_Given information_
--------------------------------
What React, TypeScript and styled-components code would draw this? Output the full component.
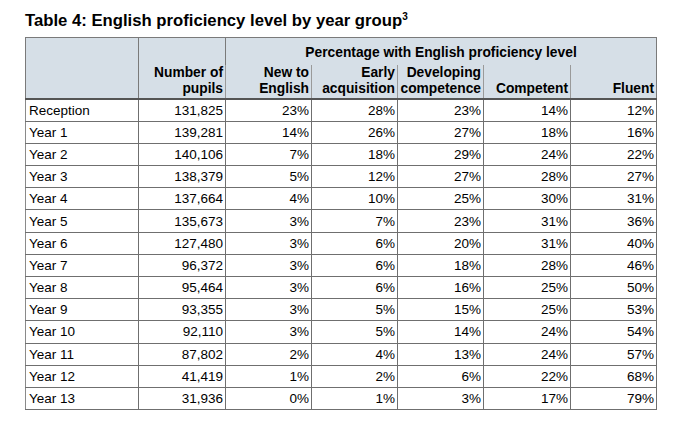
import React from 'react';
import styled, { createGlobalStyle } from 'styled-components';

const GlobalStyle = createGlobalStyle`
  html, body {
    margin: 0;
    padding: 0;
    background: #ffffff;
  }
  body {
    font-family: "Liberation Sans", Arial, sans-serif;
    color: #000;
  }
`;

const Page = styled.div`
  width: 675px;
  height: 430px;
  padding: 11px 0 0 25px;
  box-sizing: border-box;
`;

const Title = styled.h1`
  margin: 0 0 7px 0;
  font-size: 16.7px;
  font-weight: bold;
  line-height: 19px;

  sup {
    font-size: 10px;
    line-height: 0;
    vertical-align: 6px;
  }
`;

const Table = styled.table`
  border-collapse: collapse;
  table-layout: fixed;
  width: 632px;
  font-size: 13.5px;
  border: 1px solid #7a7a7a;
`;

const HeadCell = styled.th<{ $sub?: boolean; $first?: boolean }>`
  background: #d6dfe7;
  font-weight: bold;
  font-size: 13.8px;
  text-align: ${p => (p.$sub ? 'center' : 'right')};
  vertical-align: ${p => (p.$sub ? 'middle' : 'bottom')};
  padding: ${p => (p.$sub ? '3px 2px 0' : '0 2px 2px')};
  line-height: 15.5px;
  border-left: 1px solid ${p => (p.$first ? '#7a7a7a' : '#9a9a9a')};
  border-bottom: 2px solid #555;
  height: ${p => (p.$sub ? '24px' : 'auto')};
`;

const SubHeadRow = styled.tr`
  th {
    border-left: 1px solid #9a9a9a;
  }
`;

const TopHeadCell = styled(HeadCell)`
  border-bottom: none;
`;

const Row = styled.tr`
  height: 22.2px;
`;

const Cell = styled.td<{ $label?: boolean }>`
  padding: 0 2px 0 3px;
  text-align: ${p => (p.$label ? 'left' : 'right')};
  border: 1px solid #6f6f6f;
  border-left-color: #8a8a8a;
  line-height: 15px;
  white-space: nowrap;
`;

const rows: [string, string, string, string, string, string, string][] = [
  ['Reception', '131,825', '23%', '28%', '23%', '14%', '12%'],
  ['Year 1', '139,281', '14%', '26%', '27%', '18%', '16%'],
  ['Year 2', '140,106', '7%', '18%', '29%', '24%', '22%'],
  ['Year 3', '138,379', '5%', '12%', '27%', '28%', '27%'],
  ['Year 4', '137,664', '4%', '10%', '25%', '30%', '31%'],
  ['Year 5', '135,673', '3%', '7%', '23%', '31%', '36%'],
  ['Year 6', '127,480', '3%', '6%', '20%', '31%', '40%'],
  ['Year 7', '96,372', '3%', '6%', '18%', '28%', '46%'],
  ['Year 8', '95,464', '3%', '6%', '16%', '25%', '50%'],
  ['Year 9', '93,355', '3%', '5%', '15%', '25%', '53%'],
  ['Year 10', '92,110', '3%', '5%', '14%', '24%', '54%'],
  ['Year 11', '87,802', '2%', '4%', '13%', '24%', '57%'],
  ['Year 12', '41,419', '1%', '2%', '6%', '22%', '68%'],
  ['Year 13', '31,936', '0%', '1%', '3%', '17%', '79%'],
];

const widths = [113, 87, 86, 86, 86, 87, 86];

export default function App() {
  return (
    <Page>
      <GlobalStyle />
      <Title>
        Table 4: English proficiency level by year group<sup>3</sup>
      </Title>
      <Table>
        <colgroup>
          {widths.map((w, i) => (
            <col key={i} style={{ width: w }} />
          ))}
        </colgroup>
        <thead>
          <tr>
            <HeadCell $first rowSpan={2} />
            <HeadCell $first rowSpan={2}>
              Number of
              <br />
              pupils
            </HeadCell>
            <TopHeadCell $sub $first colSpan={5}>
              Percentage with English proficiency level
            </TopHeadCell>
          </tr>
          <SubHeadRow>
            <HeadCell>
              New to
              <br />
              English
            </HeadCell>
            <HeadCell>
              Early
              <br />
              acquisition
            </HeadCell>
            <HeadCell>
              Developing
              <br />
              competence
            </HeadCell>
            <HeadCell>Competent</HeadCell>
            <HeadCell>Fluent</HeadCell>
          </SubHeadRow>
        </thead>
        <tbody>
          {rows.map(r => (
            <Row key={r[0]}>
              {r.map((v, i) => (
                <Cell key={i} $label={i === 0}>
                  {v}
                </Cell>
              ))}
            </Row>
          ))}
        </tbody>
      </Table>
    </Page>
  );
}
--------------------------------
_Directions_
Transcribe the listing above verbatim. Omit the pictures.

_Task answer_
What React, TypeScript and styled-components code would draw this? Output the full component.
import React from 'react';
import styled, { createGlobalStyle } from 'styled-components';

const GlobalStyle = createGlobalStyle`
  html, body {
    margin: 0;
    padding: 0;
    background: #ffffff;
  }
  body {
    font-family: "Liberation Sans", Arial, sans-serif;
    color: #000;
  }
`;

const Page = styled.div`
  width: 675px;
  height: 430px;
  padding: 11px 0 0 25px;
  box-sizing: border-box;
`;

const Title = styled.h1`
  margin: 0 0 7px 0;
  font-size: 16.7px;
  font-weight: bold;
  line-height: 19px;

  sup {
    font-size: 10px;
    line-height: 0;
    vertical-align: 6px;
  }
`;

const Table = styled.table`
  border-collapse: collapse;
  table-layout: fixed;
  width: 632px;
  font-size: 13.5px;
  border: 1px solid #7a7a7a;
`;

const HeadCell = styled.th<{ $sub?: boolean; $first?: boolean }>`
  background: #d6dfe7;
  font-weight: bold;
  font-size: 13.8px;
  text-align: ${p => (p.$sub ? 'center' : 'right')};
  vertical-align: ${p => (p.$sub ? 'middle' : 'bottom')};
  padding: ${p => (p.$sub ? '3px 2px 0' : '0 2px 2px')};
  line-height: 15.5px;
  border-left: 1px solid ${p => (p.$first ? '#7a7a7a' : '#9a9a9a')};
  border-bottom: 2px solid #555;
  height: ${p => (p.$sub ? '24px' : 'auto')};
`;

const SubHeadRow = styled.tr`
  th {
    border-left: 1px solid #9a9a9a;
  }
`;

const TopHeadCell = styled(HeadCell)`
  border-bottom: none;
`;

const Row = styled.tr`
  height: 22.2px;
`;

const Cell = styled.td<{ $label?: boolean }>`
  padding: 0 2px 0 3px;
  text-align: ${p => (p.$label ? 'left' : 'right')};
  border: 1px solid #6f6f6f;
  border-left-color: #8a8a8a;
  line-height: 15px;
  white-space: nowrap;
`;

const rows: [string, string, string, string, string, string, string][] = [
  ['Reception', '131,825', '23%', '28%', '23%', '14%', '12%'],
  ['Year 1', '139,281', '14%', '26%', '27%', '18%', '16%'],
  ['Year 2', '140,106', '7%', '18%', '29%', '24%', '22%'],
  ['Year 3', '138,379', '5%', '12%', '27%', '28%', '27%'],
  ['Year 4', '137,664', '4%', '10%', '25%', '30%', '31%'],
  ['Year 5', '135,673', '3%', '7%', '23%', '31%', '36%'],
  ['Year 6', '127,480', '3%', '6%', '20%', '31%', '40%'],
  ['Year 7', '96,372', '3%', '6%', '18%', '28%', '46%'],
  ['Year 8', '95,464', '3%', '6%', '16%', '25%', '50%'],
  ['Year 9', '93,355', '3%', '5%', '15%', '25%', '53%'],
  ['Year 10', '92,110', '3%', '5%', '14%', '24%', '54%'],
  ['Year 11', '87,802', '2%', '4%', '13%', '24%', '57%'],
  ['Year 12', '41,419', '1%', '2%', '6%', '22%', '68%'],
  ['Year 13', '31,936', '0%', '1%', '3%', '17%', '79%'],
];

const widths = [113, 87, 86, 86, 86, 87, 86];

export default function App() {
  return (
    <Page>
      <GlobalStyle />
      <Title>
        Table 4: English proficiency level by year group<sup>3</sup>
      </Title>
      <Table>
        <colgroup>
          {widths.map((w, i) => (
            <col key={i} style={{ width: w }} />
          ))}
        </colgroup>
        <thead>
          <tr>
            <HeadCell $first rowSpan={2} />
            <HeadCell $first rowSpan={2}>
              Number of
              <br />
              pupils
            </HeadCell>
            <TopHeadCell $sub $first colSpan={5}>
              Percentage with English proficiency level
            </TopHeadCell>
          </tr>
          <SubHeadRow>
            <HeadCell>
              New to
              <br />
              English
            </HeadCell>
            <HeadCell>
              Early
              <br />
              acquisition
            </HeadCell>
            <HeadCell>
              Developing
              <br />
              competence
            </HeadCell>
            <HeadCell>Competent</HeadCell>
            <HeadCell>Fluent</HeadCell>
          </SubHeadRow>
        </thead>
        <tbody>
          {rows.map(r => (
            <Row key={r[0]}>
              {r.map((v, i) => (
                <Cell key={i} $label={i === 0}>
                  {v}
                </Cell>
              ))}
            </Row>
          ))}
        </tbody>
      </Table>
    </Page>
  );
}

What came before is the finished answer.